- **DIRECTIONS FOR THIS TASK**
Return each line of the data below verbatim; pictures are to be left out.

>> start DATA SHOWN

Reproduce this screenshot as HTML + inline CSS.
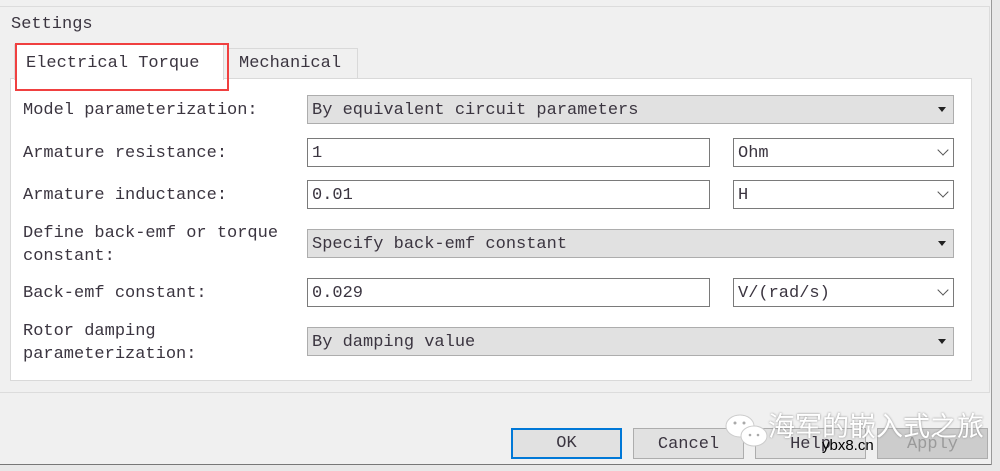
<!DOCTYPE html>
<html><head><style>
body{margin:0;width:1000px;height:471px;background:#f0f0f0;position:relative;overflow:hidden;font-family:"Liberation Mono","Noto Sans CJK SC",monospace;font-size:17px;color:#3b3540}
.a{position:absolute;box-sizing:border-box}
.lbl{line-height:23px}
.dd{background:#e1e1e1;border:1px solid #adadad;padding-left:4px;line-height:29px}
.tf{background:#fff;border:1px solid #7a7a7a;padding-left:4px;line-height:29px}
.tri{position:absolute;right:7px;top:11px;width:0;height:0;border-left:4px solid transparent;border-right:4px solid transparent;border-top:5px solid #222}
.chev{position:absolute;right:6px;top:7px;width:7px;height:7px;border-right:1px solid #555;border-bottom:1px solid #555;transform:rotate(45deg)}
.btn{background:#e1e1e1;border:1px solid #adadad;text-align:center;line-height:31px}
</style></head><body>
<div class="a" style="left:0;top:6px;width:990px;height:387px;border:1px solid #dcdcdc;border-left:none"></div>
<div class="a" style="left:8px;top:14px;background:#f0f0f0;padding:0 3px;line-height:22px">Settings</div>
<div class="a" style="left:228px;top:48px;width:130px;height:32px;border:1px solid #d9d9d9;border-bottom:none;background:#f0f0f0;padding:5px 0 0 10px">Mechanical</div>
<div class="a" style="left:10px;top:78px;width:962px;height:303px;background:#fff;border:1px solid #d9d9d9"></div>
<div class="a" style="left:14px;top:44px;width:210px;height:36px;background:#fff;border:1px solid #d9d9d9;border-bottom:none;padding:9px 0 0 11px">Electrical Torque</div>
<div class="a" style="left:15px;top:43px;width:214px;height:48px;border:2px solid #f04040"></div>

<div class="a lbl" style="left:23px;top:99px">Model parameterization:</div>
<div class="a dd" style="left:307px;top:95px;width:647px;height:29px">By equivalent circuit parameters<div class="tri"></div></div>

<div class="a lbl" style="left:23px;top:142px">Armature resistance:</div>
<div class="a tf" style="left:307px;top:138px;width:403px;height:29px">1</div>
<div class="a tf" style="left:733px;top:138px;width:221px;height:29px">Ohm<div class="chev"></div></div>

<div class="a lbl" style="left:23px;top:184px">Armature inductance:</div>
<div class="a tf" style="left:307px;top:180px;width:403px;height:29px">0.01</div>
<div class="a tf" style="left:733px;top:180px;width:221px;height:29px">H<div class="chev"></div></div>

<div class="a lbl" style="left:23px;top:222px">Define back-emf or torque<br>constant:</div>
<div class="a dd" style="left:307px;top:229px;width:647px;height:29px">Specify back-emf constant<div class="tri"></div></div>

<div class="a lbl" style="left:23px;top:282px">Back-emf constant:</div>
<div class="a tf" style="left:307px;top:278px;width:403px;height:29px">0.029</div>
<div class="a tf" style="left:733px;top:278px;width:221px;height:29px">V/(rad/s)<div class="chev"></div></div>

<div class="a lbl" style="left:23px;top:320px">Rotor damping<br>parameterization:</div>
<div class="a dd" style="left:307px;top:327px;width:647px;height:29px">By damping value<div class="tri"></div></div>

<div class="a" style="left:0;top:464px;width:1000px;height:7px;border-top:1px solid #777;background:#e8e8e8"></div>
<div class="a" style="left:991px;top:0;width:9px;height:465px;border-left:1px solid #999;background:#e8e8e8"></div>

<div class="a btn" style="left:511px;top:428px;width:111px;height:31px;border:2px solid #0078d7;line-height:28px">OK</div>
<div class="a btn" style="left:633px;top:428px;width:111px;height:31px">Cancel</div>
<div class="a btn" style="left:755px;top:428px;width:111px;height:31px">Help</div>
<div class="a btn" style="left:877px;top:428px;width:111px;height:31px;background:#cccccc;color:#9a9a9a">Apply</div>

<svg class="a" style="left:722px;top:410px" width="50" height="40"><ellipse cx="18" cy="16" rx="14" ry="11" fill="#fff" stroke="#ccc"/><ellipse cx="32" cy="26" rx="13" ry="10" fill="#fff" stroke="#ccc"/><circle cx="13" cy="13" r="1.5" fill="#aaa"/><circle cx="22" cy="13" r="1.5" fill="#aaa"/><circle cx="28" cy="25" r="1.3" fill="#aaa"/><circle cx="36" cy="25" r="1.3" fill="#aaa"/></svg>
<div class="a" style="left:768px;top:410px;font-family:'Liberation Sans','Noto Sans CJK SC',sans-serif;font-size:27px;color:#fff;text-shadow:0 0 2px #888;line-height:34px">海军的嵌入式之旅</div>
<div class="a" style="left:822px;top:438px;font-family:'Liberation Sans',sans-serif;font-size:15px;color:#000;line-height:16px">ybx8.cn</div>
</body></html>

>> end DATA SHOWN

- **WRITTEN SOLUTION**
Reproduce this screenshot as HTML + inline CSS.
<!DOCTYPE html>
<html><head><style>
body{margin:0;width:1000px;height:471px;background:#f0f0f0;position:relative;overflow:hidden;font-family:"Liberation Mono","Noto Sans CJK SC",monospace;font-size:17px;color:#3b3540}
.a{position:absolute;box-sizing:border-box}
.lbl{line-height:23px}
.dd{background:#e1e1e1;border:1px solid #adadad;padding-left:4px;line-height:29px}
.tf{background:#fff;border:1px solid #7a7a7a;padding-left:4px;line-height:29px}
.tri{position:absolute;right:7px;top:11px;width:0;height:0;border-left:4px solid transparent;border-right:4px solid transparent;border-top:5px solid #222}
.chev{position:absolute;right:6px;top:7px;width:7px;height:7px;border-right:1px solid #555;border-bottom:1px solid #555;transform:rotate(45deg)}
.btn{background:#e1e1e1;border:1px solid #adadad;text-align:center;line-height:31px}
</style></head><body>
<div class="a" style="left:0;top:6px;width:990px;height:387px;border:1px solid #dcdcdc;border-left:none"></div>
<div class="a" style="left:8px;top:14px;background:#f0f0f0;padding:0 3px;line-height:22px">Settings</div>
<div class="a" style="left:228px;top:48px;width:130px;height:32px;border:1px solid #d9d9d9;border-bottom:none;background:#f0f0f0;padding:5px 0 0 10px">Mechanical</div>
<div class="a" style="left:10px;top:78px;width:962px;height:303px;background:#fff;border:1px solid #d9d9d9"></div>
<div class="a" style="left:14px;top:44px;width:210px;height:36px;background:#fff;border:1px solid #d9d9d9;border-bottom:none;padding:9px 0 0 11px">Electrical Torque</div>
<div class="a" style="left:15px;top:43px;width:214px;height:48px;border:2px solid #f04040"></div>

<div class="a lbl" style="left:23px;top:99px">Model parameterization:</div>
<div class="a dd" style="left:307px;top:95px;width:647px;height:29px">By equivalent circuit parameters<div class="tri"></div></div>

<div class="a lbl" style="left:23px;top:142px">Armature resistance:</div>
<div class="a tf" style="left:307px;top:138px;width:403px;height:29px">1</div>
<div class="a tf" style="left:733px;top:138px;width:221px;height:29px">Ohm<div class="chev"></div></div>

<div class="a lbl" style="left:23px;top:184px">Armature inductance:</div>
<div class="a tf" style="left:307px;top:180px;width:403px;height:29px">0.01</div>
<div class="a tf" style="left:733px;top:180px;width:221px;height:29px">H<div class="chev"></div></div>

<div class="a lbl" style="left:23px;top:222px">Define back-emf or torque<br>constant:</div>
<div class="a dd" style="left:307px;top:229px;width:647px;height:29px">Specify back-emf constant<div class="tri"></div></div>

<div class="a lbl" style="left:23px;top:282px">Back-emf constant:</div>
<div class="a tf" style="left:307px;top:278px;width:403px;height:29px">0.029</div>
<div class="a tf" style="left:733px;top:278px;width:221px;height:29px">V/(rad/s)<div class="chev"></div></div>

<div class="a lbl" style="left:23px;top:320px">Rotor damping<br>parameterization:</div>
<div class="a dd" style="left:307px;top:327px;width:647px;height:29px">By damping value<div class="tri"></div></div>

<div class="a" style="left:0;top:464px;width:1000px;height:7px;border-top:1px solid #777;background:#e8e8e8"></div>
<div class="a" style="left:991px;top:0;width:9px;height:465px;border-left:1px solid #999;background:#e8e8e8"></div>

<div class="a btn" style="left:511px;top:428px;width:111px;height:31px;border:2px solid #0078d7;line-height:28px">OK</div>
<div class="a btn" style="left:633px;top:428px;width:111px;height:31px">Cancel</div>
<div class="a btn" style="left:755px;top:428px;width:111px;height:31px">Help</div>
<div class="a btn" style="left:877px;top:428px;width:111px;height:31px;background:#cccccc;color:#9a9a9a">Apply</div>

<svg class="a" style="left:722px;top:410px" width="50" height="40"><ellipse cx="18" cy="16" rx="14" ry="11" fill="#fff" stroke="#ccc"/><ellipse cx="32" cy="26" rx="13" ry="10" fill="#fff" stroke="#ccc"/><circle cx="13" cy="13" r="1.5" fill="#aaa"/><circle cx="22" cy="13" r="1.5" fill="#aaa"/><circle cx="28" cy="25" r="1.3" fill="#aaa"/><circle cx="36" cy="25" r="1.3" fill="#aaa"/></svg>
<div class="a" style="left:768px;top:410px;font-family:'Liberation Sans','Noto Sans CJK SC',sans-serif;font-size:27px;color:#fff;text-shadow:0 0 2px #888;line-height:34px">海军的嵌入式之旅</div>
<div class="a" style="left:822px;top:438px;font-family:'Liberation Sans',sans-serif;font-size:15px;color:#000;line-height:16px">ybx8.cn</div>
</body></html>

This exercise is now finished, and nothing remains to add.